* _Instructions to follow_:
Copy each line of the material below that includes the string "Tailwind".
═══ The records ═══
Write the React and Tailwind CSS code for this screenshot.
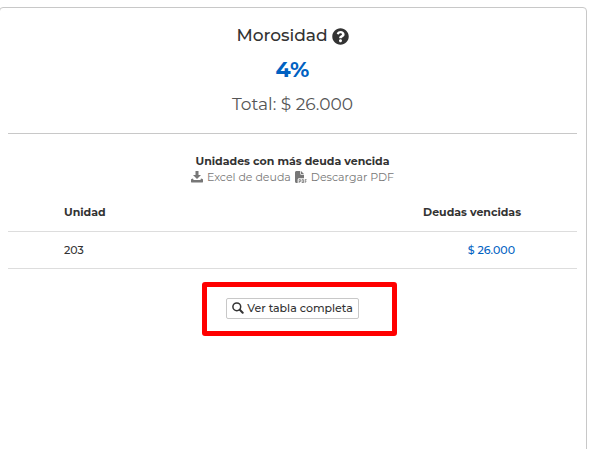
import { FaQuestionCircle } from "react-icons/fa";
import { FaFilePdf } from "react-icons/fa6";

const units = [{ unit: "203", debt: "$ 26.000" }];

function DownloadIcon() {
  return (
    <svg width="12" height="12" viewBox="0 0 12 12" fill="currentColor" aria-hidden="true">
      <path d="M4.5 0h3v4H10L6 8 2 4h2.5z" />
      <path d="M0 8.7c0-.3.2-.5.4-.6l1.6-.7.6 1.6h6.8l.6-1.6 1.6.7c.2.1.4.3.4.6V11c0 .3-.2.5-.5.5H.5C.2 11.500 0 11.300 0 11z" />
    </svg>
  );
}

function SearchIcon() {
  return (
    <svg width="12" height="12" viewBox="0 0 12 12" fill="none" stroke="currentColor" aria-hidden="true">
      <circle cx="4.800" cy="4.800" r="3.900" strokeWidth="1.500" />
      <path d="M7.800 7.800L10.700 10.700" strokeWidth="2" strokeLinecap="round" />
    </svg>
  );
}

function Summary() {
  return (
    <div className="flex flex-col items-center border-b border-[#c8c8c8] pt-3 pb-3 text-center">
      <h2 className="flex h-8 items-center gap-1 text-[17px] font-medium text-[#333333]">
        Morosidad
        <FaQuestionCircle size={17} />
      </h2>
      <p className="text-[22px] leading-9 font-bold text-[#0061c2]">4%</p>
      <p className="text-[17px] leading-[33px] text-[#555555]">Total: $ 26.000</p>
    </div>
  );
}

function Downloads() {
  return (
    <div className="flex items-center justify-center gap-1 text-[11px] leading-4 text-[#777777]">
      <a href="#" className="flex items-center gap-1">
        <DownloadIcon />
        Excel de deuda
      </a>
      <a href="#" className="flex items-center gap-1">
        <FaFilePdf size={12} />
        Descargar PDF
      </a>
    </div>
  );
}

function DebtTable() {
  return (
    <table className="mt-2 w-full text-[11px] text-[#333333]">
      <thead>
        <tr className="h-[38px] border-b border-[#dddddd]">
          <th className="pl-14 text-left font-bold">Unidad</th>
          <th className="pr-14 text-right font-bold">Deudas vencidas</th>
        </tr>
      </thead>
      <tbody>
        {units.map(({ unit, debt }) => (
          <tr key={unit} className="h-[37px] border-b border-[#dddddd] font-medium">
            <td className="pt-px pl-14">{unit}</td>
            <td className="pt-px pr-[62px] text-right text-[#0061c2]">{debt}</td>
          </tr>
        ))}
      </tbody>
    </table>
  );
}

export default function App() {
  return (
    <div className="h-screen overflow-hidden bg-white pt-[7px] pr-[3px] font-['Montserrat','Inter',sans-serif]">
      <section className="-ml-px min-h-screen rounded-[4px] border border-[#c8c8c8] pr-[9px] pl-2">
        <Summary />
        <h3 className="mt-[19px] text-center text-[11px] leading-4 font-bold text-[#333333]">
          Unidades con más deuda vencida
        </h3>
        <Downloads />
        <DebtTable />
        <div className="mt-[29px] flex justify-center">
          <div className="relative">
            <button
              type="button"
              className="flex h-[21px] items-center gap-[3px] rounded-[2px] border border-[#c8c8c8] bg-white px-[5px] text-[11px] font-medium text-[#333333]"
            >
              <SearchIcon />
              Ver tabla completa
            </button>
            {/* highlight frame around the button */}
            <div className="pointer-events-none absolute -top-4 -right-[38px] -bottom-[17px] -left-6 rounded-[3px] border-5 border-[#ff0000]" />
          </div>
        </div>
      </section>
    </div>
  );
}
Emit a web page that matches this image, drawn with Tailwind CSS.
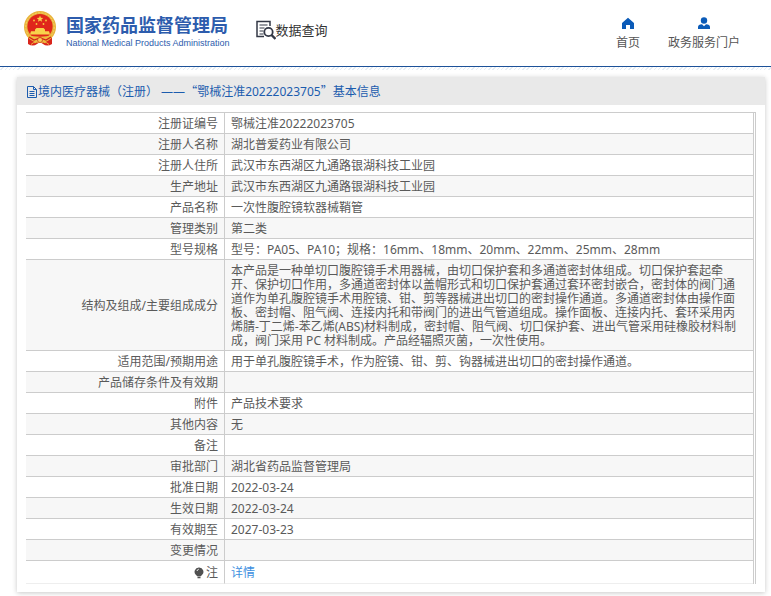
═══
* _Output of the task_:
Write the React and Tailwind CSS code for this screenshot.
Emit a web page that matches this image, drawn with Tailwind CSS.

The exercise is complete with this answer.